--- Begin ---
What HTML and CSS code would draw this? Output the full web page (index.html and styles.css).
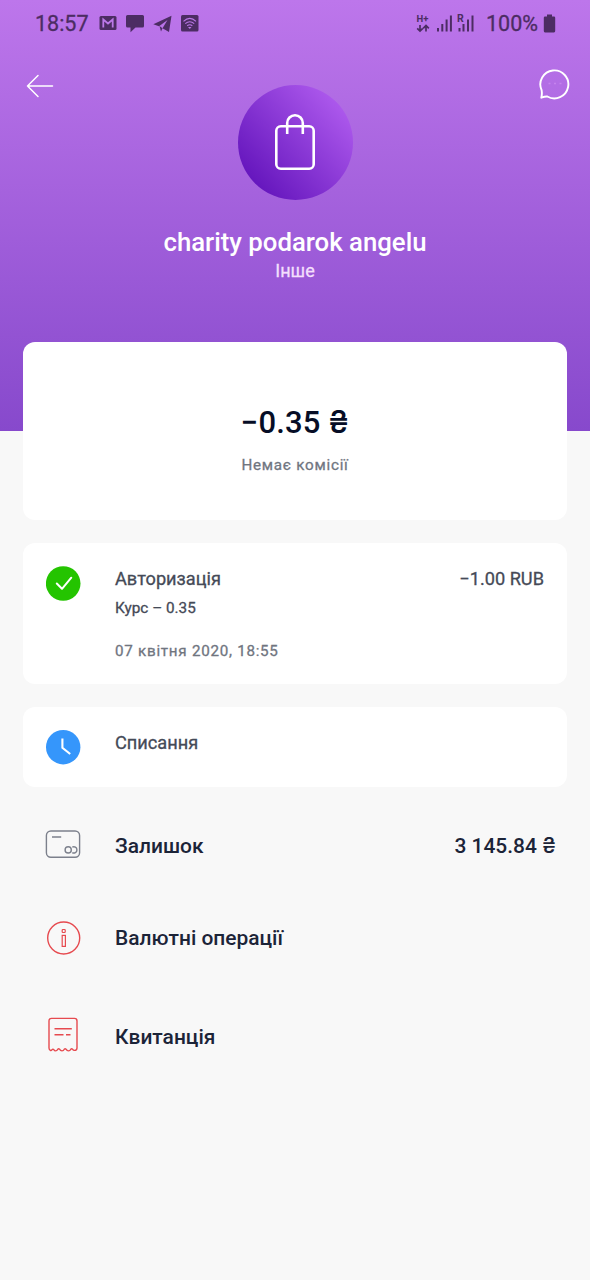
FILE: index.html
```html
<!DOCTYPE html>
<html lang="uk">
<head>
<meta charset="utf-8">
<title>charity podarok angelu</title>
<link rel="stylesheet" href="styles.css">
</head>
<body>
<div class="screen">
  <div class="status">
    <div class="status-left">
      <span class="clock">18:57</span>
      <svg class="notes" width="102" height="20" viewBox="0 0 102 20">
        <rect x="0.5" y="3" width="17" height="14" rx="1.5" fill="#4c2c63"/>
        <path d="M4.300 14.500V6.500L9 10.500L13.700 6.500V14.500" fill="none" stroke="#bb78e8" stroke-width="1.800"/>
        <path d="M28.500 2H43.500Q45 2 45 3.500V13Q45 14.500 43.500 14.500H36.500L31.500 19.300V14.500H28.500Q27 14.500 27 13V3.500Q27 2 28.500 2Z" fill="#4c2c63"/>
        <path d="M54.300 11.300L72.500 2.800L70 19L63.500 15.200L68.500 7L60 13.300Z" fill="#4c2c63"/>
        <path d="M60.500 13L63.500 15.200L62 18.500Z" fill="#4c2c63"/>
        <rect x="82" y="2" width="17.500" height="16.500" rx="1.500" fill="#4c2c63"/>
        <path d="M84.500 8.300Q90.800 2.500 97 8.300M86.300 10.700Q90.800 6.800 95.200 10.700M88.200 12.700Q90.800 10.700 93.300 12.700" fill="none" stroke="#bb78e8" stroke-width="1.100"/>
        <path d="M89 14L90.800 16L92.500 14Z" fill="#bb78e8"/>
      </svg>
    </div>
    <div class="status-right">
      <svg width="60" height="24" viewBox="0 0 60 24">
        <text class="net" x="0.500" y="10.200">H+</text>
        <path d="M4 13V19M1.200 16.300L4 19.100L6.800 16.300M10 19.500V13.700M7.200 16.400L10 13.500L12.800 16.400" fill="none" stroke="#4c2c63" stroke-width="1.700"/>
        <path d="M22 16V19.500M26.300 12V19.500M30.600 7.500V19.500M34.900 3.500V19.500M43.500 16V19.500M47.500 12V19.500M52 7.500V19.500M56.500 3.500V19.500" stroke="#4c2c63" stroke-width="2"/>
        <text class="roam" x="41" y="9.500">R</text>
      </svg>
      <span class="percent">100%</span>
      <svg width="13" height="20" viewBox="0 0 13 20"><path d="M4 0.500H9V2.500H11Q12.200 2.500 12.200 3.700V17Q12.200 18.400 11 18.400H2Q0.800 18.400 0.800 17V3.700Q0.800 2.500 2 2.500H4Z" fill="#4c2c63"/></svg>
    </div>
  </div>

  <header class="header">
    <svg class="back" width="28" height="24" viewBox="0 0 28 24"><path d="M26.500 12H1.500M12 1.500L1.500 12L12 22.500" fill="none" stroke="#fff" stroke-width="1.500" stroke-linecap="round" stroke-linejoin="round"/></svg>
    <div class="hero">
      <div class="avatar">
        <svg width="42" height="58" viewBox="0 0 42 58"><rect x="2.300" y="13.300" width="37.400" height="42.400" rx="4.500" fill="none" stroke="#fff" stroke-width="2.600"/><path d="M13.200 21V10A7.800 7.800 0 0 1 28.800 10V21" fill="none" stroke="#fff" stroke-width="2.600"/></svg>
      </div>
      <h1 class="title">charity podarok angelu</h1>
      <div class="category">Інше</div>
    </div>
    <svg class="chat" width="32" height="32" viewBox="0 0 32 32"><path d="M2.600 22.200A14 14 0 1 1 8.300 28.500Q6.500 28.200 2.300 29.700Q3.300 26 2.600 22.200Z" fill="none" stroke="#fff" stroke-width="1.900" stroke-linejoin="round"/><path d="M9.500 15.500h2M15 15.500h2M20.500 15.500h2" stroke="#c583ee" stroke-width="1.300"/></svg>
  </header>

  <div class="cards">
    <section class="card amount-card">
      <div class="amount">−0.35 ₴</div>
      <div class="fee">Немає комісії</div>
    </section>
    <section class="card step step-auth">
      <svg class="badge" width="35" height="35" viewBox="0 0 35 35"><circle cx="17.200" cy="17.500" r="17.300" fill="#24c400"/><path d="M10.800 17.500L16 22.800L25.300 11.700" fill="none" stroke="#fff" stroke-width="2" stroke-linecap="round" stroke-linejoin="round"/></svg>
      <div class="step-body">
        <div class="step-head"><span class="step-auth-name">Авторизація</span><span class="step-sum">−1.00 RUB</span></div>
        <div class="rate">Курс – 0.35</div>
        <div class="date">07 квітня 2020, 18:55</div>
      </div>
    </section>
    <section class="card step step-debit">
      <svg class="badge" width="35" height="35" viewBox="0 0 35 35"><circle cx="17.200" cy="17.200" r="17.200" fill="#3596fb"/><path d="M16.400 8.500V17.800L24.200 24" fill="none" stroke="#fff" stroke-width="2.100"/></svg>
      <div class="step-body"><div class="step-head"><span class="step-debit-name">Списання</span></div></div>
    </section>
  </div>

  <div class="rows">
    <div class="row row-balance">
      <svg width="36" height="36" viewBox="0 0 36 36"><rect x="1.400" y="5" width="33.200" height="26.200" rx="4.500" fill="none" stroke="#7c808c" stroke-width="1.400"/><path d="M7 11H16.200" stroke="#7c808c" stroke-width="1.500"/><circle cx="23.200" cy="23.900" r="3.100" fill="none" stroke="#7c808c" stroke-width="1.400"/><path d="M27.300 21.200A3.100 3.100 0 1 1 27.300 26.600" fill="none" stroke="#7c808c" stroke-width="1.400"/></svg>
      <span class="row-balance-name">Залишок</span><span class="balance">3 145.84 ₴</span>
    </div>
    <div class="row row-ops">
      <svg width="36" height="36" viewBox="0 0 36 36"><circle cx="18.700" cy="18" r="16" fill="none" stroke="#e64a4f" stroke-width="1.400"/><rect x="17.200" y="9.500" width="3" height="3" rx="0.700" fill="none" stroke="#e64a4f" stroke-width="1.200"/><rect x="17.200" y="15.400" width="3.200" height="11" fill="none" stroke="#e64a4f" stroke-width="1.200"/></svg>
      <span class="row-ops-name">Валютні операції</span>
    </div>
    <div class="row row-receipt">
      <svg width="36" height="36" viewBox="0 0 36 36"><path d="M6.500 1.400H29.500Q32 1.400 32 3.900V31Q32 33.400 29.500 33.400Q28.200 33.400 27.500 32.200Q26.700 31.300 25.800 32.200Q25 33.900 23.500 33.900Q22 33.900 21 32.200Q20.200 31.300 19.300 32.200Q18.500 33.900 17 33.900Q15.500 33.900 14.500 32.200Q13.700 31.300 12.800 32.200Q12 33.900 10.500 33.900Q9.500 33.900 8.800 32.700Q8 31.500 7 32.800Q6.200 33.700 5.300 33.300Q4 32.700 4 31V3.900Q4 1.400 6.500 1.400Z" fill="none" stroke="#e64a4f" stroke-width="1.400"/><path d="M9.500 11.800H26.800M9.500 17.800H18.500M21 17.800H25.500" stroke="#e64a4f" stroke-width="1.400"/></svg>
      <span class="row-receipt-name">Квитанція</span>
    </div>
  </div>
</div>
</body>
</html>
```
FILE: styles.css
```css
* { box-sizing: border-box; }
body {
  margin: 0;
  font-family: Roboto, Inter, sans-serif;
  font-weight: 500;
}
.screen {
  height: 1280px;
  overflow: hidden;
  background: linear-gradient(#bd76eb, #8749cc) 0 0 / 100% 431px no-repeat, #f8f8f8;
}
svg { display: block; flex: none; }

.status {
  display: flex;
  justify-content: space-between;
  height: 47px;
  padding: 0 34px 0 35px;
  color: #4c2c63;
  font-size: 21.5px;
  font-weight: 400;
}
.clock, .percent { -webkit-text-stroke: 0.3px currentColor; }
.status-left, .status-right { display: flex; align-items: center; }
.notes { margin-left: 10px; margin-top: -1px; }
.net { font-size: 9.5px; font-weight: 700; fill: #4c2c63; }
.roam { font-size: 10.5px; font-weight: 700; fill: #4c2c63; }
.percent { margin: 0 5px 0 10px; }

.header {
  display: grid;
  grid-template-columns: 60px 1fr 60px;
  align-items: start;
  height: 295px;
}
.back { margin: 27px 0 0 26px; }
.chat { margin: 21px 0 0 9px; }
.hero {
  display: flex;
  flex-direction: column;
  align-items: center;
  padding-top: 38px;
  color: #fff;
}
.avatar {
  display: flex;
  align-items: center;
  justify-content: center;
  width: 115px;
  height: 115px;
  padding-bottom: 2px;
  border-radius: 50%;
  background: linear-gradient(48deg, #6516bd 14%, #ac58ec 86%);
}
.title { margin: 26px 0 0; font-size: 25.75px; line-height: 32px; font-weight: 500; }
.category { margin-top: 2px; font-size: 18px; line-height: 22px; font-weight: 400; color: #f4dffd; -webkit-text-stroke: 0.3px currentColor; }

.cards { display: flex; flex-direction: column; gap: 23px; padding: 0 23px; }
.card { background: #fff; border-radius: 12px; }
.amount-card {
  display: flex;
  flex-direction: column;
  align-items: center;
  height: 178px;
  padding-top: 62px;
}
.amount { font-size: 31px; line-height: 38px; letter-spacing: 0.15px; color: #060d26; }
.fee {
  margin-top: 13px;
  font-size: 15.2px;
  line-height: 20px;
  font-weight: 400;
  letter-spacing: 0.75px;
  color: #70757f;
  -webkit-text-stroke: 0.3px currentColor;
}

.step {
  display: flex;
  gap: 34px;
  padding: 23px;
  color: #454a57;
  font-weight: 400;
  -webkit-text-stroke: 0.3px currentColor;
}
.step-auth { height: 141px; }
.step-debit { height: 80px; }
.step-body { flex: 1; }
.step-head { display: flex; justify-content: space-between; font-size: 18.2px; line-height: 26px; }
.rate { margin-top: 6px; font-size: 15.3px; line-height: 20px; }
.date { margin-top: 23px; font-size: 15.2px; line-height: 20px; letter-spacing: 0.73px; color: #70757f; }

.rows { padding: 0 34px 0 45px; color: #1c2438; }
.row { display: flex; align-items: center; gap: 34px; font-size: 20.95px; line-height: 26px; }
.row-balance { margin-top: 39px; }
.row-balance span { padding-top: 3px; }
.row-ops { margin-top: 58px; }
.row-receipt { margin-top: 61px; }
.row-receipt span { padding-top: 3px; }
.balance { margin-left: auto; }
```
--- End ---
Collect every line above that contains the word "index".

● **RESULT OF THE EXERCISE**:
What HTML and CSS code would draw this? Output the full web page (index.html and styles.css).
FILE: index.html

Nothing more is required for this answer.